Expect more of the same over the next year or so. The climate problem is now urgent enough to be a major determinant of the transatlantic relationship. In the wake of Bali, we are promised summits and shindigs galore as the world struggles to agree a global deal to replace Kyoto. This will keep climate at the top of the political and news agenda. But if a global deal is signed in 2009, the fun will only just have started. Greenhouse gas emissions will need to be slashed by at least half, and probably much more, by 2050. Rich countries will be expected to make deep cuts almost immediately. A colossal and unprecedented economic realignment will therefore be needed. It’s a huge task. So how will Europe and the US fare on this shifting terrain?

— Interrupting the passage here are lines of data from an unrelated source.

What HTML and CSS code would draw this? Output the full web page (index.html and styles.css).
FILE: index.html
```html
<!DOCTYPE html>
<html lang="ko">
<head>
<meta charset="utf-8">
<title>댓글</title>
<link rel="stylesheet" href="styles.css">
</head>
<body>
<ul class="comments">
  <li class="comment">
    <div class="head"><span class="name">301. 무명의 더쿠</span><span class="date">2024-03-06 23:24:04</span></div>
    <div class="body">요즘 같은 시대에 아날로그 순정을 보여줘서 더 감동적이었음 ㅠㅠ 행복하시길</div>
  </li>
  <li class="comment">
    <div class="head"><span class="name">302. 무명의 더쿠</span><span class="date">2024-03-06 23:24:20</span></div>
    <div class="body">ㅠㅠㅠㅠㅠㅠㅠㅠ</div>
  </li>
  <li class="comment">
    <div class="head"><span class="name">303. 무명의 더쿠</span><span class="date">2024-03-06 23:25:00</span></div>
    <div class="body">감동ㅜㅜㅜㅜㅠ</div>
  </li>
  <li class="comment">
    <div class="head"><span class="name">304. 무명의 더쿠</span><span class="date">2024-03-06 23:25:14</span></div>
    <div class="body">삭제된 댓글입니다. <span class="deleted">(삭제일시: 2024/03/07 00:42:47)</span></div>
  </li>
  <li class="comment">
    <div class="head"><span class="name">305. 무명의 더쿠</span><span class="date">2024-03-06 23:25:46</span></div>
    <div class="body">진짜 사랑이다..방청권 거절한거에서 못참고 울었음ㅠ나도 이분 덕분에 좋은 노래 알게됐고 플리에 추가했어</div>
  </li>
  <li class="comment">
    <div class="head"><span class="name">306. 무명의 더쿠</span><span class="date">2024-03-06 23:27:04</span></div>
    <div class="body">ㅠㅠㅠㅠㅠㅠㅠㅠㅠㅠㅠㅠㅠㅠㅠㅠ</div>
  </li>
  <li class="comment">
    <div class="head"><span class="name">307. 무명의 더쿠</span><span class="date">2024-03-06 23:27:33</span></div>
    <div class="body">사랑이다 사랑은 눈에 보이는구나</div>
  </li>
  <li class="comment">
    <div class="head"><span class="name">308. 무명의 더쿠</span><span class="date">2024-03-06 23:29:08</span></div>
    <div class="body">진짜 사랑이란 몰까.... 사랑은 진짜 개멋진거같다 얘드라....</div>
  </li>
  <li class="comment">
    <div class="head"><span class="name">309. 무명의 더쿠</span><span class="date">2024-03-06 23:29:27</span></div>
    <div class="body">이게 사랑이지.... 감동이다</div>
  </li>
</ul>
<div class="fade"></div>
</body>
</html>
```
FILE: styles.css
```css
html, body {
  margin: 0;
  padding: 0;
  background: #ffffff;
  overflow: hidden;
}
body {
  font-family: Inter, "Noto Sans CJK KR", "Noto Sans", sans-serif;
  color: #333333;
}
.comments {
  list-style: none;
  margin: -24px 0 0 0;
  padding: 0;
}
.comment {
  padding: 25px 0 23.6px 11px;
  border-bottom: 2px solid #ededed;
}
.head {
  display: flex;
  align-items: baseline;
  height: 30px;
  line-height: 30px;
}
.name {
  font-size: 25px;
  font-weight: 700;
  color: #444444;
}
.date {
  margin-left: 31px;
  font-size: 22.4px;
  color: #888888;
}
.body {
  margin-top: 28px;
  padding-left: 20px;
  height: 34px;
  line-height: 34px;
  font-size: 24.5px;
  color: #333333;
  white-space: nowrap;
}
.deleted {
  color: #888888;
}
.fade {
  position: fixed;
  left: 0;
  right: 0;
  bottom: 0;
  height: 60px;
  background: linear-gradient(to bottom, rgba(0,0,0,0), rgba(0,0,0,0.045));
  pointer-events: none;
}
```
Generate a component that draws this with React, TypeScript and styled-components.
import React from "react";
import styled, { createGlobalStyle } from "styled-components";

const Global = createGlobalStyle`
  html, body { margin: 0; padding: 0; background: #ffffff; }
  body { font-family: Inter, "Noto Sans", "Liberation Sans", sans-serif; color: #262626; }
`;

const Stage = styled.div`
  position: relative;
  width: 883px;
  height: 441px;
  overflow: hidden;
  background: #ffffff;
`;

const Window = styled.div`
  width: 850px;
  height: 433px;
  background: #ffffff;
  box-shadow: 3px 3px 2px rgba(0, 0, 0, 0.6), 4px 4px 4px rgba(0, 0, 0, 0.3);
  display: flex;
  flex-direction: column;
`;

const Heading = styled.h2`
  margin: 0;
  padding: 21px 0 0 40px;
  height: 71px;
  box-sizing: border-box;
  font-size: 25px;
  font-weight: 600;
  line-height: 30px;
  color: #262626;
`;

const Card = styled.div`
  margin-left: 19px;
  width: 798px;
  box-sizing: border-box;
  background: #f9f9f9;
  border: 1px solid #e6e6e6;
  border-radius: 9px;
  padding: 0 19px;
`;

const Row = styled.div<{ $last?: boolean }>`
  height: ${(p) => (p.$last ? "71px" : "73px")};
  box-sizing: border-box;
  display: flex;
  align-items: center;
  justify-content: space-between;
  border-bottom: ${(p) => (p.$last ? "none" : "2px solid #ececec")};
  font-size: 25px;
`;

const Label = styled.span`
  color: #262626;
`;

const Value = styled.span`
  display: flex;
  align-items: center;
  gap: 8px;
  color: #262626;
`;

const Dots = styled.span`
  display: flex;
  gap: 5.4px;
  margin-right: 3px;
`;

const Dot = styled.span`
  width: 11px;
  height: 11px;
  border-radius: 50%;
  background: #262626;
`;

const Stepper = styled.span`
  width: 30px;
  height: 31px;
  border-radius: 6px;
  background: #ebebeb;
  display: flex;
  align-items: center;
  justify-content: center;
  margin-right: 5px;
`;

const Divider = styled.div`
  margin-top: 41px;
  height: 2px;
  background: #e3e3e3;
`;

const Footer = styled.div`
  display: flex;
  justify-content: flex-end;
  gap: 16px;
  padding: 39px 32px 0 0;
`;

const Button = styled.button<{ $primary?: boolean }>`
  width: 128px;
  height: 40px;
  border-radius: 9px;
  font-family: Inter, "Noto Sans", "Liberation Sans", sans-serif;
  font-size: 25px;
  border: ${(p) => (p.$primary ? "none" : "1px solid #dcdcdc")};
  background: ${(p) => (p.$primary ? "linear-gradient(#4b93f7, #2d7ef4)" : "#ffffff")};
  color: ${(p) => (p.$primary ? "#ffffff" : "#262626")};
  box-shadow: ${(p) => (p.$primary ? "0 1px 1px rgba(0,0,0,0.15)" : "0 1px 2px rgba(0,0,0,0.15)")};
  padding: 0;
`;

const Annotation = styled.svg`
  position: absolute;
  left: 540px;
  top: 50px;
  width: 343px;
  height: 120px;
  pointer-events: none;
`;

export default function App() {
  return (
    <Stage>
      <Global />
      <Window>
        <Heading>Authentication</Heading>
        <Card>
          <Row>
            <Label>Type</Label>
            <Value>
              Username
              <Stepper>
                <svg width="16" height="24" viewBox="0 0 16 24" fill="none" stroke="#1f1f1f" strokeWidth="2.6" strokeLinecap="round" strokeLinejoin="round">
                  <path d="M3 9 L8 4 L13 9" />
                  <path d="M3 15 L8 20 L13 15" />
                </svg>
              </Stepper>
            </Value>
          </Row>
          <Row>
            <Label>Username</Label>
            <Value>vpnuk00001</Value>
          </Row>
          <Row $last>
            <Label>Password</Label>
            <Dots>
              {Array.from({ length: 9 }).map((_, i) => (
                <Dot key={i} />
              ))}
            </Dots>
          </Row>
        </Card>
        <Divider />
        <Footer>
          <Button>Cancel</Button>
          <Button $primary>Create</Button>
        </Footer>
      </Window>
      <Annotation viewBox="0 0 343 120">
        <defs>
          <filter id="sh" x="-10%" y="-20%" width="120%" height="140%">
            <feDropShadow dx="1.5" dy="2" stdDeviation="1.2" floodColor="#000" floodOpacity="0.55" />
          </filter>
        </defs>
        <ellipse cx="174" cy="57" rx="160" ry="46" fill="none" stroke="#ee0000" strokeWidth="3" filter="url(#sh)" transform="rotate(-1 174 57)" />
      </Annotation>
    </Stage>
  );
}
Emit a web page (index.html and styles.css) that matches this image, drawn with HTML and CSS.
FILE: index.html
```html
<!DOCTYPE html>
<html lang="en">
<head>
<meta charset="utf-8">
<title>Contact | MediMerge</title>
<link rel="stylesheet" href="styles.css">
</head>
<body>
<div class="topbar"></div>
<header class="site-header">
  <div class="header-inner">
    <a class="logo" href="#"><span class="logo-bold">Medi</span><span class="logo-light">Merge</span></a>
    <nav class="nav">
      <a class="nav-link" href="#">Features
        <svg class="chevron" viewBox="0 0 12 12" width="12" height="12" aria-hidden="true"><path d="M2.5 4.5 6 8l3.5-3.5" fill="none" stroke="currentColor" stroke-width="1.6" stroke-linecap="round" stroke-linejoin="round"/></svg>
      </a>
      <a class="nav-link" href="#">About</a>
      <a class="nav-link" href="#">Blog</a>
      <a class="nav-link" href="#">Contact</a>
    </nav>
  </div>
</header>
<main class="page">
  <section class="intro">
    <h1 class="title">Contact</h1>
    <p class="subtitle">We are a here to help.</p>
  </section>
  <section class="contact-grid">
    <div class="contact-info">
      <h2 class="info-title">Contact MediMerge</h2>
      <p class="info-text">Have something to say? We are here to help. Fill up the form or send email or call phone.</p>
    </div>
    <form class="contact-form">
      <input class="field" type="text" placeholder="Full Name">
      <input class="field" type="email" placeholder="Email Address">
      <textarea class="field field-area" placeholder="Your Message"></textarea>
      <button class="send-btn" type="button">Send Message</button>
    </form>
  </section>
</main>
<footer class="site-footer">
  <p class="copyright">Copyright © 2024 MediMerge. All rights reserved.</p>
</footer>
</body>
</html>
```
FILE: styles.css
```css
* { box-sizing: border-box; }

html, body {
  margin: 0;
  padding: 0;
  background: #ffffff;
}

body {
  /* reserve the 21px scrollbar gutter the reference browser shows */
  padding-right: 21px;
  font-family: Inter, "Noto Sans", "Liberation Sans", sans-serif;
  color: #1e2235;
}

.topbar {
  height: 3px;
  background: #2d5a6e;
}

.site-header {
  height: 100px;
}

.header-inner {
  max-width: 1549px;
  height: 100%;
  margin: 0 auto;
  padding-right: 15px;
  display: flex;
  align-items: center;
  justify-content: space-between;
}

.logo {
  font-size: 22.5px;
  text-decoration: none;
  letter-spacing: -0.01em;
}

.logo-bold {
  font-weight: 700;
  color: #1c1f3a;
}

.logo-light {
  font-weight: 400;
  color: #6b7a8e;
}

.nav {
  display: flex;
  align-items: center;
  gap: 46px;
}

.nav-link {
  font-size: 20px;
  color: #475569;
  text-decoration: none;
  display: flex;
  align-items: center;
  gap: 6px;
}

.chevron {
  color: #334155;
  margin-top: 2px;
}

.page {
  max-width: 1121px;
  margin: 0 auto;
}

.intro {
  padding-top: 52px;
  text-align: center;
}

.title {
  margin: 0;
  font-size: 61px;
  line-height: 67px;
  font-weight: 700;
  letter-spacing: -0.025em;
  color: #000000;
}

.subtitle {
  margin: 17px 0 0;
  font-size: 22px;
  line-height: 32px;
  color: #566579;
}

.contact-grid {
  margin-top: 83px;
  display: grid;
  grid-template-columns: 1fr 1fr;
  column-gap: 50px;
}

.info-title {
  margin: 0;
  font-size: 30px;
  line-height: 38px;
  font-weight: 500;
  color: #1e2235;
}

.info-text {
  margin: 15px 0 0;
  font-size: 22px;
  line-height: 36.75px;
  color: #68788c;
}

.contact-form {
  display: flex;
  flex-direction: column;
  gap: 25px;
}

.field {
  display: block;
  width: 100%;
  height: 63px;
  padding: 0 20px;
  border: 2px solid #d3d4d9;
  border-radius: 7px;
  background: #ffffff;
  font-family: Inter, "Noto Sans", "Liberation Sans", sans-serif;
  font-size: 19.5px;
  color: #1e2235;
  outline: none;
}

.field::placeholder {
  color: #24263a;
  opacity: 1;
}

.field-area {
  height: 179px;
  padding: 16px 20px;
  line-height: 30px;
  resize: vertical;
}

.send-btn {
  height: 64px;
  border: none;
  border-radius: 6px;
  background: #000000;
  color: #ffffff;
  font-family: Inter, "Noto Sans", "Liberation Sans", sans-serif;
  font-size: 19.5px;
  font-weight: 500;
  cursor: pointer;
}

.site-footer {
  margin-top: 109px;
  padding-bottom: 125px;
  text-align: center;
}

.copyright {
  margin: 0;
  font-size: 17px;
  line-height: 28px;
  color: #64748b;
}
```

It’s tempting to see good times ahead for the Europeans. After all, they’ve already dreamed up one insanely complex supranational institution and found it a happy home in Brussels (and Strasbourg every second Tuesday). They’re thus much more likely to feel at home with a bigger badder bolder sequel to Kyoto. On top of that, and unlike the Americans, they have a plan. By agreeing to unilateral cuts in their own emissions – 20% by 2020, more if others join in – they’re hoping to force the pace of a new agreement. They’re also working hard to get the other Kyoto countries on board. The aim is to agree a joint position early next year, just in time to bounce a new American administration into action.
The Americans, meanwhile, are rudderless, as the world waits for Bush to see out his term. Most of the candidates to replace him are promising stronger leadership on the climate issue, something that has left many Europeans giddy with excitement. But they may be disappointed if they expect the new President to sweep them off their feet. Already in Bali, US negotiators were boasting about American leadership, while muttering darkly about others needing to ‘fall in line and follow’. A new President may take a more conciliatory tone than his or her predecessor, but will be as aggressive in protecting the national interest. Otherwise, any new deal will share the fate of the last one. We all remember George Bush denouncing Kyoto as unfair to America, but few recall that Bill Clinton made no move to present it to the Senate for ratification. Even a Democrat President judged the political conditions as not right. Poor Kyoto never stood a chance.
Expect competing visions of ‘fairness’ to bedevil the negotiations over its successor. America is determined that China and India should do their bit. This infuriates the world’s biggest countries. The rich have enjoyed years of unconstrained, high carbon growth, they argue. It’s up to them to deal with the consequences. Europeans, meanwhile, resent the suggestion that the US will need a sweetener if it is to be drawn into a global deal. That, they believe, would be a reward for rejecting Kyoto. And, understandably, vulnerable countries shout the loudest. At Bali, the world’s small islands threw a ‘drowning our sorrows while we drown’ party. With national survival at stake, they believe that economic growth should take a back seat.
With such fundamental differences, there’s a good chance that an ugly competitive dynamic will come to dominate the mindset of the world’s governments. If it does, climate talks are likely to develop a nasty case of ‘trade round syndrome’. In theory countries believe that free trade is in their interest, but this goes out of the window as soon as domestic lobbies take to the streets. The result: protracted and debilitating trench warfare of the type that has left Doha stranded in intensive care. Climate negotiations may well be hit as hard, as electorates recoil in horror at the scale of the change in prospect. Expect many more ‘climate elections’: governments have fallen over much less.
But this destructive dynamic is not inevitable, especially if Europe and America keep their eyes on the sizeable benefits that a stabilised climate will bring. This prize is only on offer if greenhouse gases are kept below a critical threshold and it can only be shared: we all win, or none of us do. If governments really believe the science, as they say they do, they must know that a global deal will come eventually, even if it takes years and a natural disaster or two for it to be signed. In that case, it is strongly in their interest to start acting now as if the deal has already been agreed. Early movers gain a significant advantage, as their investors make low carbon bets that will prove resilient as the carbon price rises. They also open up room for manoeuvre at a global level. We live in a world where carbon performance is becoming an increasingly important component of national competitive advantage.
A pre-emptive approach to climate stabilisation would allow Europeans and Americans to play to their strengths, without having to obliterate their differences. Europeans might be tempted by a major shift in taxation away from income and towards emissions for example – potentially providing a fillip for the EU’s flagging competitiveness. They also have a huge incentive to expand and deepen their embryonic carbon market. This is an asset that more and more people are going to want to buy and sell. Americans, meanwhile, are beginning to sniff at huge opportunities for profit as the world switches to clean technology. A concerted drive to establish new low carbon industries could inspire the nation, evoking inevitable comparisons with JFK’s pledge to put a man on the moon. For both sides, taking these steps at home will strengthen their hand abroad. It will also make it easier for them to accommodate the needs of developing countries, whose bottom line will continue to be equal rights to scarce carbon emissions and much greater assistance with clean growth technologies.
All in all, a race to the top should exert a growing attraction for both Europe and America. Neither will win if they choose to fight over climate. Even for Venusians and Martians, climate change need not be a zero sum game.